概念感知批采样提升语言-图像预训练效果
Concept-Aware Batch Sampling Improves Language-Image Pretraining
November 25, 2025
作者: Adhiraj Ghosh, Vishaal Udandarao, Thao Nguyen, Matteo Farina, Mehdi Cherti, Jenia Jitsev, Sewoong Oh, Elisa Ricci, Ludwig Schmidt, Matthias Bethge
cs.AI
摘要
视觉语言模型应使用何种数据进行训练?为回答这个问题,当前多数数据筛选工作聚焦于数据集质量。然而现有方法大多存在两个局限:(一)离线性——即基于预设过滤标准生成静态数据集;(二)概念无关性——即采用基于模型的过滤器,这会引入额外数据偏差。本研究突破此类离线式、概念无关的方法,提出更灵活的任务自适应在线概念化筛选方案。我们的首要贡献是DataConcept:一个包含1.28亿网络爬取图文对的数据集,其中标注了细粒度的概念构成信息。基于DataConcept,我们提出概念感知批量采样框架(CABS),这种简洁高效的动态批构建方法能根据特定目标分布灵活组批。我们开发两种变体:(一)多样性最大化(CABS-DM)——构建覆盖广泛概念的批次;(二)频次最大化(CABS-FM)——构建高目标密度的批次。通过对28个基准的广泛评估,我们证明CABS方法显著提升CLIP/SigLIP模型性能,训练出高效能模型。总体而言,CABS为专有在线数据筛选算法提供了强有力的开源替代方案,使实践者能通过自定义概念分布优化特定下游任务。
English
What data should a vision-language model be trained on? To answer this question, many data curation efforts center on the quality of a dataset. However, most of these existing methods are (i) offline, i.e. they produce a static dataset from a set of predetermined filtering criteria, and (ii) concept-agnostic, i.e. they use model-based filters which induce additional data biases. In this work, we go beyond such offline, concept-agnostic methods and advocate for more flexible, task-adaptive online concept-based curation. Our first contribution is DataConcept, a collection of 128M web-crawled image-text pairs annotated with fine-grained details about their concept composition. Building on DataConcept, we introduce Concept-Aware Batch Sampling (CABS), a simple yet effective batch sampling framework that flexibly constructs batches on-the-fly based on specific target distributions. We propose two variants: (i) Diversity Maximization (CABS-DM) to curate batches with a broad coverage of available concepts, and (ii) Frequency Maximization (CABS-FM) to curate batches with high object multiplicity.
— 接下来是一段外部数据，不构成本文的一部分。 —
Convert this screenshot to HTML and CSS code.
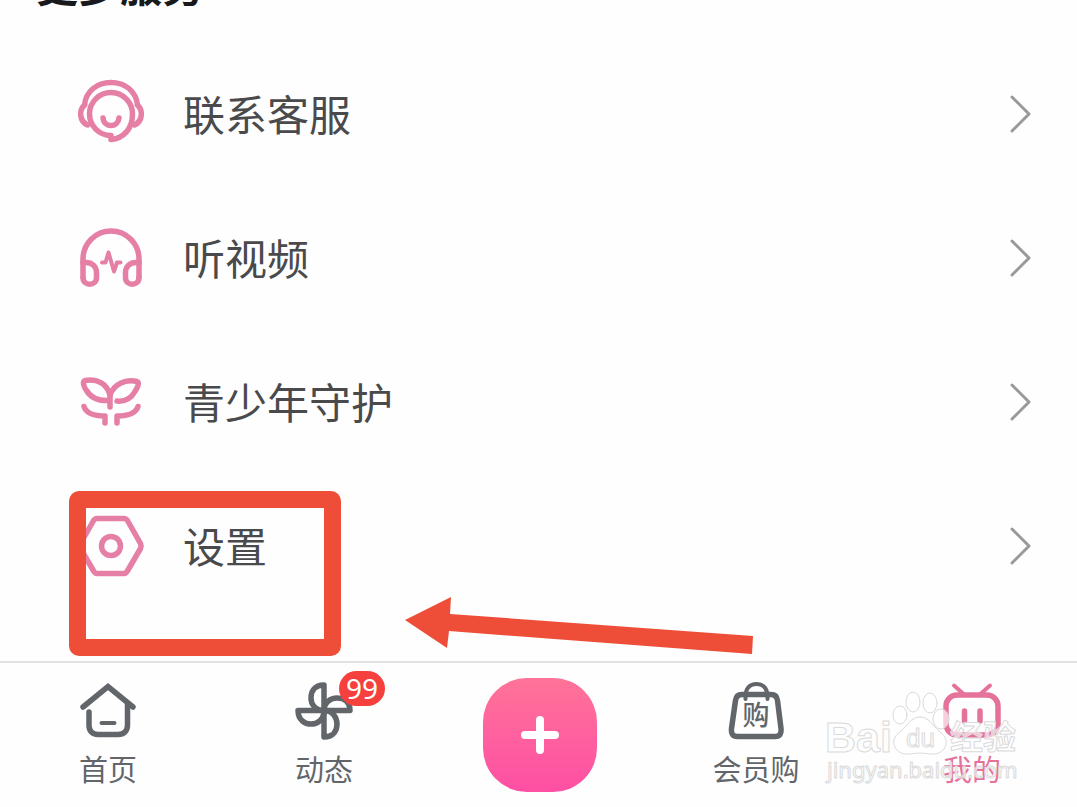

Through extensive evaluations across 28 benchmarks, we demonstrate that our CABS method significantly benefits CLIP/SigLIP model classes and yields highly performant models. Overall, CABS represents a strong open-source alternative to proprietary online data curation algorithms, enabling practitioners to define custom concept distributions that optimize for specific downstream tasks.